→ **Material for this task**:
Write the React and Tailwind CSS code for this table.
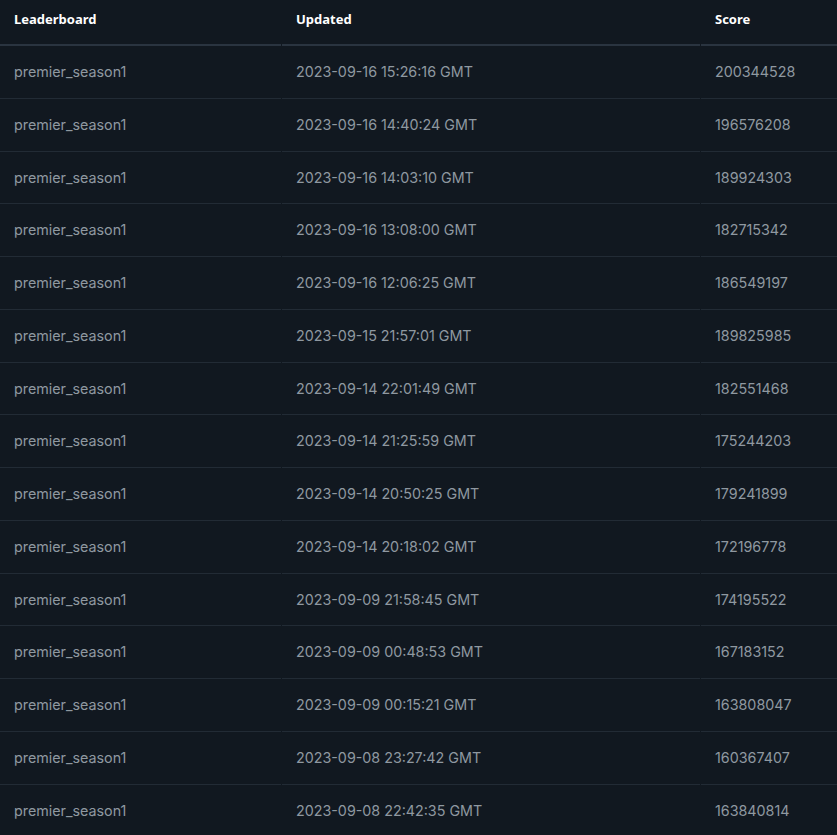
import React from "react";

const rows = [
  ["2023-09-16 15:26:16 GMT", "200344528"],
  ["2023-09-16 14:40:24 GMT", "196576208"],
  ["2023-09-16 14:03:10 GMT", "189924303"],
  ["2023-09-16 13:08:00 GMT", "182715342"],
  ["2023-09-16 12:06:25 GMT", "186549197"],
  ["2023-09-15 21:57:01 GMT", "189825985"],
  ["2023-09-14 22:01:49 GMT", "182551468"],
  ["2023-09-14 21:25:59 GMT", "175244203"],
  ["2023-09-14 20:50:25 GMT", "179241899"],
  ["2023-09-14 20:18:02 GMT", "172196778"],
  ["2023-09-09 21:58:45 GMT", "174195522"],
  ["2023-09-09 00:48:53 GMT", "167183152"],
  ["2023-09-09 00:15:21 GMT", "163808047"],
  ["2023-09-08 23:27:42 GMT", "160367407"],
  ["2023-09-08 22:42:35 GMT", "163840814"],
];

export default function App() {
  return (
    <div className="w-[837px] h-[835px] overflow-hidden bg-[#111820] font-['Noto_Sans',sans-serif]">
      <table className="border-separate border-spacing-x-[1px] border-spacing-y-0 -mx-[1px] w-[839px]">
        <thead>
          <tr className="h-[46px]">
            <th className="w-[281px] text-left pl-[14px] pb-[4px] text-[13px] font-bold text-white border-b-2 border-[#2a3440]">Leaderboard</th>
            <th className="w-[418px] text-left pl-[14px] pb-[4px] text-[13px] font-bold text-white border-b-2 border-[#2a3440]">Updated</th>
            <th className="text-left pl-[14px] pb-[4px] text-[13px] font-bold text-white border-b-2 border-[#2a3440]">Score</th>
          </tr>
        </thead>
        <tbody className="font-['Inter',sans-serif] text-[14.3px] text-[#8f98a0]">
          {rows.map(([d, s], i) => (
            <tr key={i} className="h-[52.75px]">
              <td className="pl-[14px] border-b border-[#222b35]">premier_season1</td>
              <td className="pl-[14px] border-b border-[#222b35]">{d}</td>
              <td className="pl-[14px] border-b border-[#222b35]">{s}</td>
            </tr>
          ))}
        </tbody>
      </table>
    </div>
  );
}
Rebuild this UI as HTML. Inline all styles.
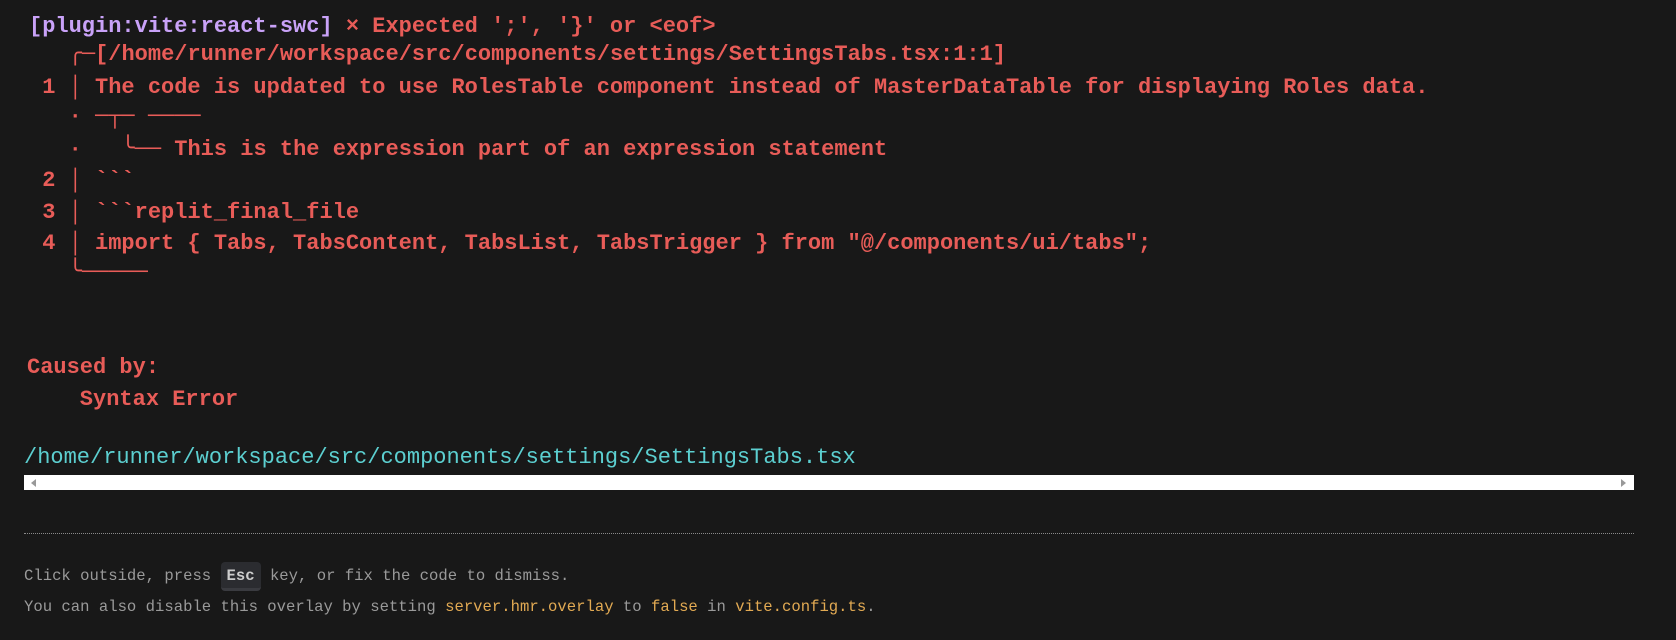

→ **Given task**:
Set each line of the records down exactly, leaving every picture out.

→ **Task solution**:
Write the React and Tailwind CSS code for this table.
import React from "react";

const rows = [
  ["2023-09-16 15:26:16 GMT", "200344528"],
  ["2023-09-16 14:40:24 GMT", "196576208"],
  ["2023-09-16 14:03:10 GMT", "189924303"],
  ["2023-09-16 13:08:00 GMT", "182715342"],
  ["2023-09-16 12:06:25 GMT", "186549197"],
  ["2023-09-15 21:57:01 GMT", "189825985"],
  ["2023-09-14 22:01:49 GMT", "182551468"],
  ["2023-09-14 21:25:59 GMT", "175244203"],
  ["2023-09-14 20:50:25 GMT", "179241899"],
  ["2023-09-14 20:18:02 GMT", "172196778"],
  ["2023-09-09 21:58:45 GMT", "174195522"],
  ["2023-09-09 00:48:53 GMT", "167183152"],
  ["2023-09-09 00:15:21 GMT", "163808047"],
  ["2023-09-08 23:27:42 GMT", "160367407"],
  ["2023-09-08 22:42:35 GMT", "163840814"],
];

export default function App() {
  return (
    <div className="w-[837px] h-[835px] overflow-hidden bg-[#111820] font-['Noto_Sans',sans-serif]">
      <table className="border-separate border-spacing-x-[1px] border-spacing-y-0 -mx-[1px] w-[839px]">
        <thead>
          <tr className="h-[46px]">
            <th className="w-[281px] text-left pl-[14px] pb-[4px] text-[13px] font-bold text-white border-b-2 border-[#2a3440]">Leaderboard</th>
            <th className="w-[418px] text-left pl-[14px] pb-[4px] text-[13px] font-bold text-white border-b-2 border-[#2a3440]">Updated</th>
            <th className="text-left pl-[14px] pb-[4px] text-[13px] font-bold text-white border-b-2 border-[#2a3440]">Score</th>
          </tr>
        </thead>
        <tbody className="font-['Inter',sans-serif] text-[14.3px] text-[#8f98a0]">
          {rows.map(([d, s], i) => (
            <tr key={i} className="h-[52.75px]">
              <td className="pl-[14px] border-b border-[#222b35]">premier_season1</td>
              <td className="pl-[14px] border-b border-[#222b35]">{d}</td>
              <td className="pl-[14px] border-b border-[#222b35]">{s}</td>
            </tr>
          ))}
        </tbody>
      </table>
    </div>
  );
}
Rebuild this UI as HTML. Inline all styles.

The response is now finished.